Should Russia and Chechnya agree to go their separate ways and Chechnya attains her full independence, Chechnya is likely to revert to the same situation that plagued the land between the 1996 cease fire and the current fighting. Russian intervention is the single unifying factor among most Chechens, and in the absence of a Russian threat, the various Chechen clans will re-establish control over their traditional territory and clash violently over disputed areas. Criminalization of the state and the great game developing over Caspian oil and gas will make foreign intervention more likely.
Russia, on the other hand, will discover if there is truth to the domino principle: that other peoples will take Russia’s defeat as a sign to secede as well. The potential dismemberment of Russia would precipitate a major Eurasian crisis that would inevitably draw in neighboring nations and provoke other realignments of peoples and clans.
Should Russia continue to stay and fight it out, she may eke out a costly win. Despite the massive efforts required to win the war and rebuild the area, the Russians may have to re-fight the independence-minded Chechens in fifty years or so. Fighting a civil war over decades will recast the Russian state, society, and armed forces, giving greater power to organs of internal security.

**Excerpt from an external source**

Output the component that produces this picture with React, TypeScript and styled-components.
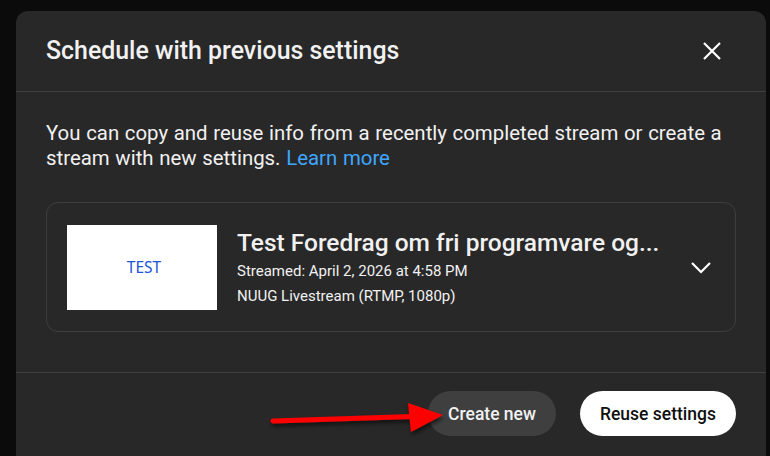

Faced with these two gloomy futures, the Russian leadership might consider expanding the war to inflict a decisive defeat on the Chechen resistance. Chechens now cross into Russian Dagestan and Ingushetia and independent Georgia for medical treatment and supplies. The Chechens currently receive foreign aid (money, weapons, supplies, and warriors) from outside (predominately Islamic) countries. Russia might interfere significantly in the internal affairs of its own republics of Dagestan and Ingushetia by imposing martial law. Russia has conducted air strikes and hot-pursuit ground penetrations on Georgian territory, and could consider mounting a major incursion into Georgia in an attempt to wipe out the Chechen resistance. Such a move might blow the top off the entire region. Outside assistance could mount. Neighboring nations could react militarily and economically to an attack on a sovereign state.
Russians and Chechens deserve a better future. The best possible answer is a political settlement based on the limited ability of each side to impose its will upon the other. However, having mobilized their public opinion against the “enemy,” neither leadership now is in a position to engage in serious negotiations. Unfortunately, at this juncture, it doesn’t seem to be in the cards.